Flame propagation behaviours in nano-metal dust explosions

Abstract

Flame propagation behaviours in 40nm titanium, aluminium and iron dust clouds were investigated by high-speed photography. 40nm titanium, aluminium and iron dust flames were all characterized by discrete single glowing burning particles with smoothly spherical front. “Micro explosions” caused by the fragment ejection occurred in both 40nm titanium and aluminium particles burning processes. At nano scales, the heat and mass transfer regimes were absolutely different with micro particles, which resulted in different propagation velocities.

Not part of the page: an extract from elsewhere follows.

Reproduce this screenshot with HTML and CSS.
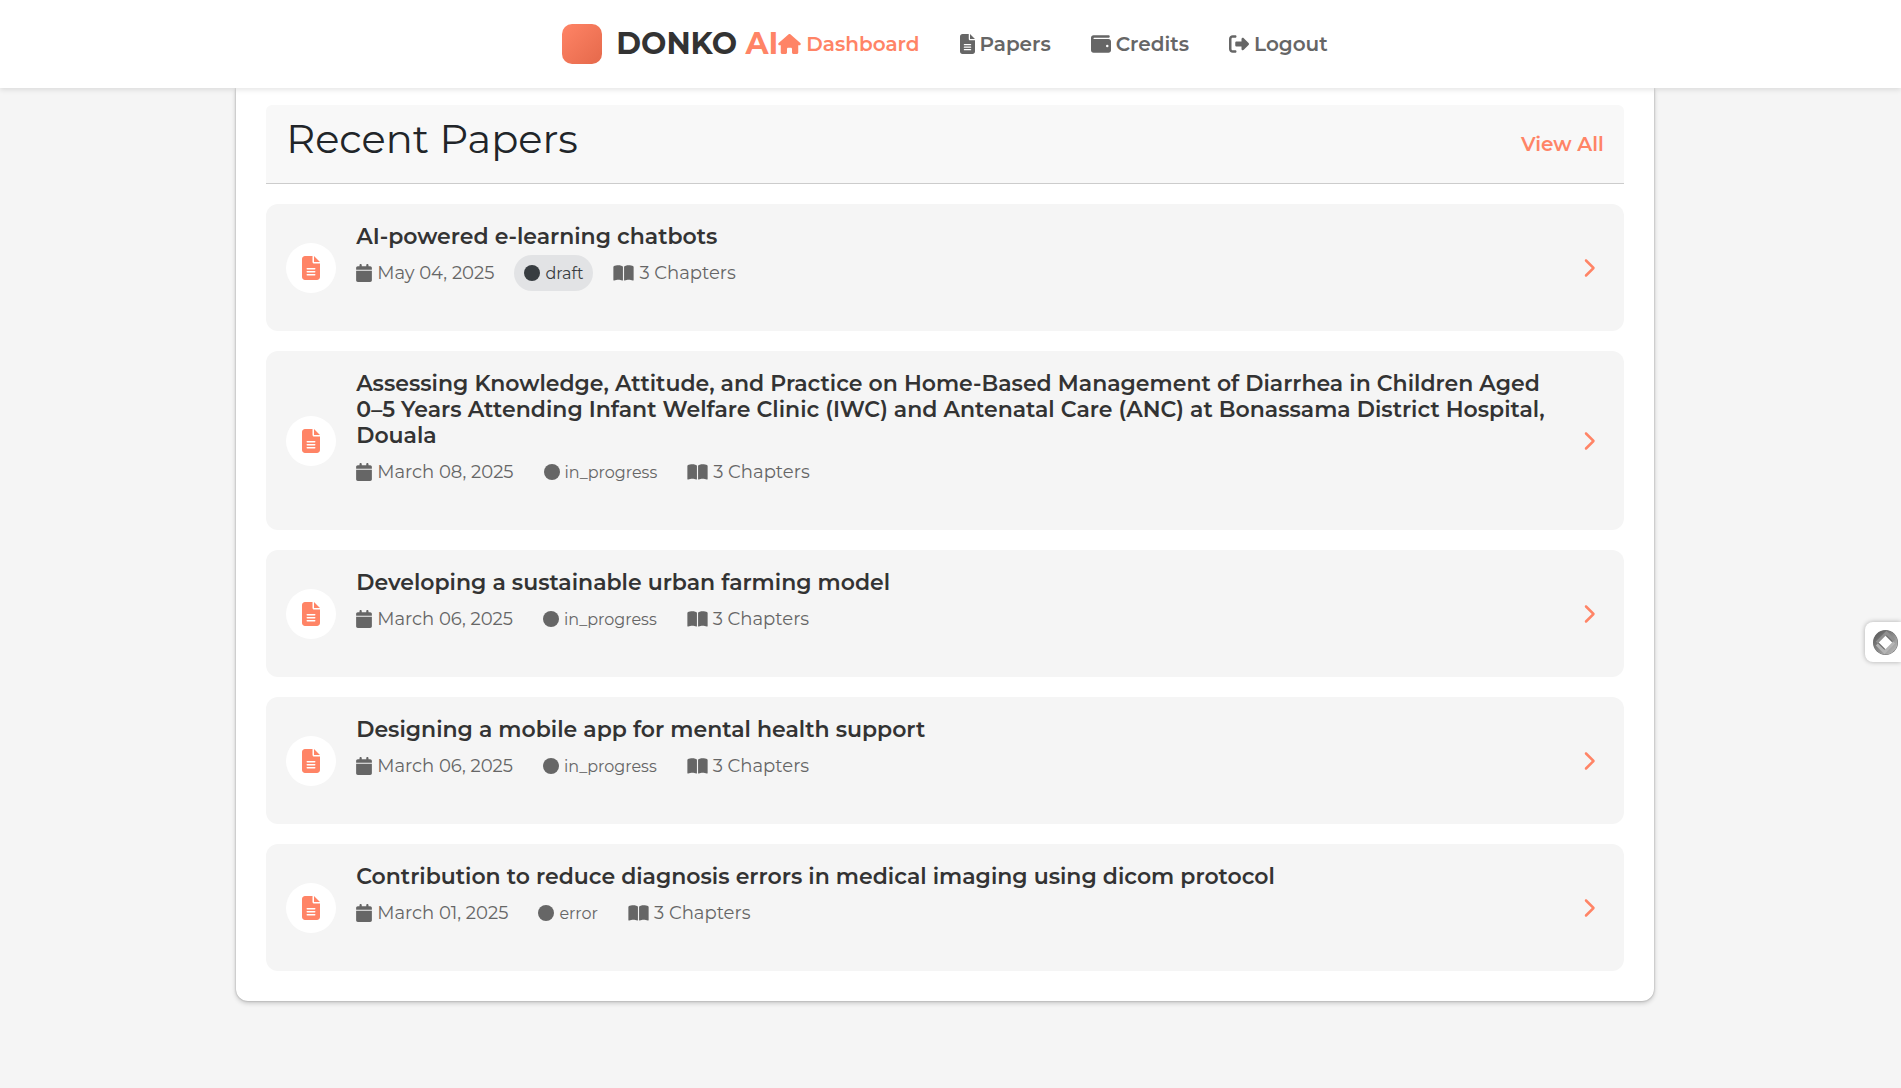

The average pulsating flame propagation velocities of 40nm titanium, aluminium and iron dust clouds were 0.565m/s, 0.189m/s and 0.035m/s, respectively. From SEM analysis, it was inferred that 40nm titanium, aluminium and iron particles were burnt in liquid, gas, and solid-phase, respectively. From XPS analysis, it was found that N2 played a significant role in titanium particles combustion. 40nm titanium combustion products contained 43% TiO2 (Ti4+), 27% Ti2O3 (Ti3+), 21% TiO (Ti2+) and 9% TiN (Ti3+). While 40nm aluminium combustion products just contained 100% Al2O3 (Al3+), and 40nm iron combustion products contained 49% Fe2O3 (Fe3+), 26% Fe3O4 (Fe3+/Fe2+), 15% FeO (Fe2+) and 10% iron nonoxides. Inerted by nitrogen for preventing nano‑titanium dust explosions was inadvisable.